## [WHAT TO PRODUCE]
Within the records that follow, restate exactly the lines from the line with "What React, TypeScript" down to the line with "rounded-[3px] border border-[#707070]", including both. Omit the pictures.

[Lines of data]
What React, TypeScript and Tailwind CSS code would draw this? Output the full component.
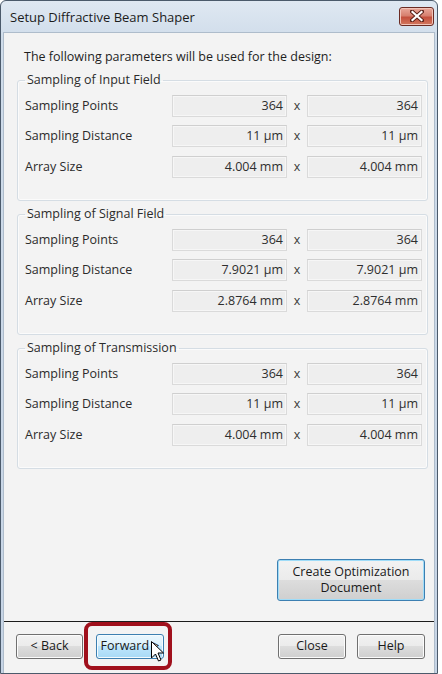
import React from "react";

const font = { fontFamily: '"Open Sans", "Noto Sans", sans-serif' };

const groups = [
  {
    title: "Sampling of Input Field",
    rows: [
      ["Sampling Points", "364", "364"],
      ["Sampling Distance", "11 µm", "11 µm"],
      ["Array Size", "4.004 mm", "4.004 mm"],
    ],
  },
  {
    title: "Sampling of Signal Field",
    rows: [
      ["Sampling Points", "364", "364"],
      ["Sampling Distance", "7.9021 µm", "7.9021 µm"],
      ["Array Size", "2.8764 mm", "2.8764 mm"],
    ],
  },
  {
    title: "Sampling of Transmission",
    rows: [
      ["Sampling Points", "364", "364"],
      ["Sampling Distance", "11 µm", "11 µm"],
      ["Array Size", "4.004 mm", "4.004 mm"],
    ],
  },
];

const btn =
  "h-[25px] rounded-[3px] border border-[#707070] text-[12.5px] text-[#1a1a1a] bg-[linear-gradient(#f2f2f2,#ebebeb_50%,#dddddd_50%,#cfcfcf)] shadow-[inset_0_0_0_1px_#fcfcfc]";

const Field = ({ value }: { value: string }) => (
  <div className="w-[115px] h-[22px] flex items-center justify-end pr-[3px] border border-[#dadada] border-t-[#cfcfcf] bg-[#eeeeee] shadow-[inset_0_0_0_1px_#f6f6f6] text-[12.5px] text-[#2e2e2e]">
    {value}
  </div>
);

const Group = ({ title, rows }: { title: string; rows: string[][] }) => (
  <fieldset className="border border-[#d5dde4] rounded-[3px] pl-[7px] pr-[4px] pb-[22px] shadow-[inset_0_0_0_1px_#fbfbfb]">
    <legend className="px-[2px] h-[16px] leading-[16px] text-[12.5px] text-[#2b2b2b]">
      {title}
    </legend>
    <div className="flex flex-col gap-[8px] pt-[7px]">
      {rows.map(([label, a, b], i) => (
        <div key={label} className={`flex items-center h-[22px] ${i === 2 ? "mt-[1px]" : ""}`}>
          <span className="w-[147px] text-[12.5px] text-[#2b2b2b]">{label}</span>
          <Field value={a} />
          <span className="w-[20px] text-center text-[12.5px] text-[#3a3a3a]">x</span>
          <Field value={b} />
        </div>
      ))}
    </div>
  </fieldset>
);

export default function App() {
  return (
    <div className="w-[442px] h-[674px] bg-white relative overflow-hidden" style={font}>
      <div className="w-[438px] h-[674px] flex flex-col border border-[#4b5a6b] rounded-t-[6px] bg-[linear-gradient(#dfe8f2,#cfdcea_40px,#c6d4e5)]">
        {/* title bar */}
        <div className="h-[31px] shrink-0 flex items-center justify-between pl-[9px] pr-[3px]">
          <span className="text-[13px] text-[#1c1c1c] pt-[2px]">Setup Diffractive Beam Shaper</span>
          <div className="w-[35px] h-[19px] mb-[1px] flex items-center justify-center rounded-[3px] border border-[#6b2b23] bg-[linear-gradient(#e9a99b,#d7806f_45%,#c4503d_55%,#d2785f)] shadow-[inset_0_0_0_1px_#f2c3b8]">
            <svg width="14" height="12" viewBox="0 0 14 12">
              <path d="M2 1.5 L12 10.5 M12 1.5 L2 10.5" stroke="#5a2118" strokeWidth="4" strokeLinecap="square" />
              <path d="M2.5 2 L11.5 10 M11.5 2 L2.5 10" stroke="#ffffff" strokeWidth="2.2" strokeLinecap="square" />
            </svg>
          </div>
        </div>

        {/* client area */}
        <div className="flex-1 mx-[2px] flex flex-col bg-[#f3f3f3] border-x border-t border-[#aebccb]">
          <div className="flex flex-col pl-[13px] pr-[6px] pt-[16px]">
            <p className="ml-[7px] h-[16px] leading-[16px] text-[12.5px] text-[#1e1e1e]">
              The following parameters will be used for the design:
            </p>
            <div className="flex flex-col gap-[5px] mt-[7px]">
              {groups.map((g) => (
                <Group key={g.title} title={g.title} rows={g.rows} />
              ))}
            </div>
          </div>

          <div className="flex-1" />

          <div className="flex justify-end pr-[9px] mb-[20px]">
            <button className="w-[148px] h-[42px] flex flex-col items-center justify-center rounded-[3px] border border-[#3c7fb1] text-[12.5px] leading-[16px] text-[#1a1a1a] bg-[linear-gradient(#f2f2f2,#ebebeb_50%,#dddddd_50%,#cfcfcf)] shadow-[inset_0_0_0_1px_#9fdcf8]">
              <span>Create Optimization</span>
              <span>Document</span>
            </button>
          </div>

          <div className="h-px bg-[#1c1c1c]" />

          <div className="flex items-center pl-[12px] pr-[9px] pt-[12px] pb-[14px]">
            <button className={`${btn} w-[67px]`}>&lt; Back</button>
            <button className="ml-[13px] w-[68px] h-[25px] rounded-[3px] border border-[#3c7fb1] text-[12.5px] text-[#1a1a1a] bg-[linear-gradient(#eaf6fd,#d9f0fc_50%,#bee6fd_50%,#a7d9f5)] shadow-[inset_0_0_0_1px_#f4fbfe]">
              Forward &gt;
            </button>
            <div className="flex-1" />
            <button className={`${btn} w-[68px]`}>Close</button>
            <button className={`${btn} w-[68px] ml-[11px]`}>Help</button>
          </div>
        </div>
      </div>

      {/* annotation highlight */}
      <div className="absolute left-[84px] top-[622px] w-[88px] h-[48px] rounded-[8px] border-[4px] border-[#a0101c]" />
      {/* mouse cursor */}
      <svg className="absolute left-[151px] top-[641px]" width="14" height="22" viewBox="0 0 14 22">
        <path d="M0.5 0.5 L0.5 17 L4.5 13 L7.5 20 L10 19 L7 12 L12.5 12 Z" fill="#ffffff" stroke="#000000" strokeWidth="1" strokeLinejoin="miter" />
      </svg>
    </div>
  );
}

* * *

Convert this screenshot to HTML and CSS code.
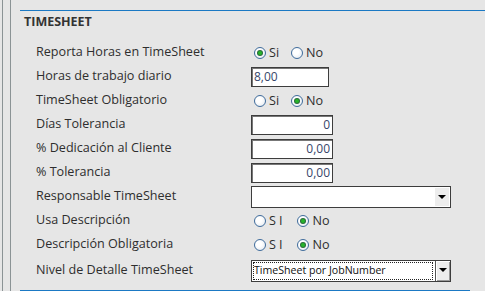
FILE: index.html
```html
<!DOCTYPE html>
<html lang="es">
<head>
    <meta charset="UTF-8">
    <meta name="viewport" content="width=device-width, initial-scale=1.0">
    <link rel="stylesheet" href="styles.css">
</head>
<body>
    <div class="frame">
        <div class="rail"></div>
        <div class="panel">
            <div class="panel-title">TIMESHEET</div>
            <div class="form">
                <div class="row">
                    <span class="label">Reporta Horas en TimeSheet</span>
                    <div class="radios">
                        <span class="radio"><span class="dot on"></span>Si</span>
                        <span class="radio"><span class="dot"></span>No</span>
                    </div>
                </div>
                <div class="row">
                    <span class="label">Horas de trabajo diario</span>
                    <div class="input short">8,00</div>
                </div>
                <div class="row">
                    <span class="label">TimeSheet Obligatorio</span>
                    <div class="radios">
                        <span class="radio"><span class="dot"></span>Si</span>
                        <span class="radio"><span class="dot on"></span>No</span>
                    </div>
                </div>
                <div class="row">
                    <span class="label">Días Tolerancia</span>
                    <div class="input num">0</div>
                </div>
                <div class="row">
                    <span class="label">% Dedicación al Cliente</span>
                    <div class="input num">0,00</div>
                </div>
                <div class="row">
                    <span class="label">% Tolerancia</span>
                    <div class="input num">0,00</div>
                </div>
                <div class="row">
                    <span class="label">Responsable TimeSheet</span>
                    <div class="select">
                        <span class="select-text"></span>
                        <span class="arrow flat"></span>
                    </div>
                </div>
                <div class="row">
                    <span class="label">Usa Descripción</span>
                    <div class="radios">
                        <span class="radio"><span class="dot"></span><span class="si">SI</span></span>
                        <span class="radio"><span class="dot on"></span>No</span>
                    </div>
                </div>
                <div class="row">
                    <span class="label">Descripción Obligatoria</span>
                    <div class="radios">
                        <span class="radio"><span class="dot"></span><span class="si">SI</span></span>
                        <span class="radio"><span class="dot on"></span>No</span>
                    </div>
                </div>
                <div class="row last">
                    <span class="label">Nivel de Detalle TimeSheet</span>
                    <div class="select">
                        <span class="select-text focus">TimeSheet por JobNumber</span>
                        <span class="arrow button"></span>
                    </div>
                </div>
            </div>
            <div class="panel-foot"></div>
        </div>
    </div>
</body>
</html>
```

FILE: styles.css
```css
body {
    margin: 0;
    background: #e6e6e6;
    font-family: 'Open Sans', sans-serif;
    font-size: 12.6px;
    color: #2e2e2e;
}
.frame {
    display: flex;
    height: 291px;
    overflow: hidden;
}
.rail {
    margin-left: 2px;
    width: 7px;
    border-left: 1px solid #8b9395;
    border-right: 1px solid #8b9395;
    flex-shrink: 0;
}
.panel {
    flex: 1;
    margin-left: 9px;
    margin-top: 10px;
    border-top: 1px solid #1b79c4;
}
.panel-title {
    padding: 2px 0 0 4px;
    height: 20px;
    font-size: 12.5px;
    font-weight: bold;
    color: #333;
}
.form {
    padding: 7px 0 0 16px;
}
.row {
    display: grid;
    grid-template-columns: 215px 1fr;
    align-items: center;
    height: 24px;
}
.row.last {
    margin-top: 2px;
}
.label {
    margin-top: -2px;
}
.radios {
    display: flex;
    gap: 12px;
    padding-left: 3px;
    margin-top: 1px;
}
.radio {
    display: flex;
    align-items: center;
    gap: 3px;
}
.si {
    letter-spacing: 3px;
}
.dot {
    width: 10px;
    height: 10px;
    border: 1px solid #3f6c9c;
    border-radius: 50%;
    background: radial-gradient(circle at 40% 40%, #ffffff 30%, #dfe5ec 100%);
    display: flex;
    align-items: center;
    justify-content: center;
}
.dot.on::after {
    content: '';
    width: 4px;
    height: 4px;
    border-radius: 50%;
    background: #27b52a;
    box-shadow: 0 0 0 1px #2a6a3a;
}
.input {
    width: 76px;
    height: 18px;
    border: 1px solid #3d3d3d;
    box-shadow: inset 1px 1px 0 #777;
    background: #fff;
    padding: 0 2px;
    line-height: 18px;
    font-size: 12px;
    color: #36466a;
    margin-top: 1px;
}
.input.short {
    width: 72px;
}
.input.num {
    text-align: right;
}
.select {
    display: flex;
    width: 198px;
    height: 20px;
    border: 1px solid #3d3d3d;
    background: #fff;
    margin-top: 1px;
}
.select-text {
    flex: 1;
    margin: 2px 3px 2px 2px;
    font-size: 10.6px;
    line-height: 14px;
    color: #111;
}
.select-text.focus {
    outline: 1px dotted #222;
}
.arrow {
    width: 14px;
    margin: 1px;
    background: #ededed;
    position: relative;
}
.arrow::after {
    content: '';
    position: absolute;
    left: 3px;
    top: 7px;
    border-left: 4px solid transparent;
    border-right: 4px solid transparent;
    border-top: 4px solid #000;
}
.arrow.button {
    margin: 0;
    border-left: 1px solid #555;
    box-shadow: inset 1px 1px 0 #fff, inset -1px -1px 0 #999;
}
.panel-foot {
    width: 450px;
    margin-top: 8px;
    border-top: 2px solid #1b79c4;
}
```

## [SOLUTION FOR THIS EXERCISE]
What React, TypeScript and Tailwind CSS code would draw this? Output the full component.
import React from "react";

const font = { fontFamily: '"Open Sans", "Noto Sans", sans-serif' };

const groups = [
  {
    title: "Sampling of Input Field",
    rows: [
      ["Sampling Points", "364", "364"],
      ["Sampling Distance", "11 µm", "11 µm"],
      ["Array Size", "4.004 mm", "4.004 mm"],
    ],
  },
  {
    title: "Sampling of Signal Field",
    rows: [
      ["Sampling Points", "364", "364"],
      ["Sampling Distance", "7.9021 µm", "7.9021 µm"],
      ["Array Size", "2.8764 mm", "2.8764 mm"],
    ],
  },
  {
    title: "Sampling of Transmission",
    rows: [
      ["Sampling Points", "364", "364"],
      ["Sampling Distance", "11 µm", "11 µm"],
      ["Array Size", "4.004 mm", "4.004 mm"],
    ],
  },
];

const btn =
  "h-[25px] rounded-[3px] border border-[#707070] text-[12.5px] text-[#1a1a1a] bg-[linear-gradient(#f2f2f2,#ebebeb_50%,#dddddd_50%,#cfcfcf)] shadow-[inset_0_0_0_1px_#fcfcfc]";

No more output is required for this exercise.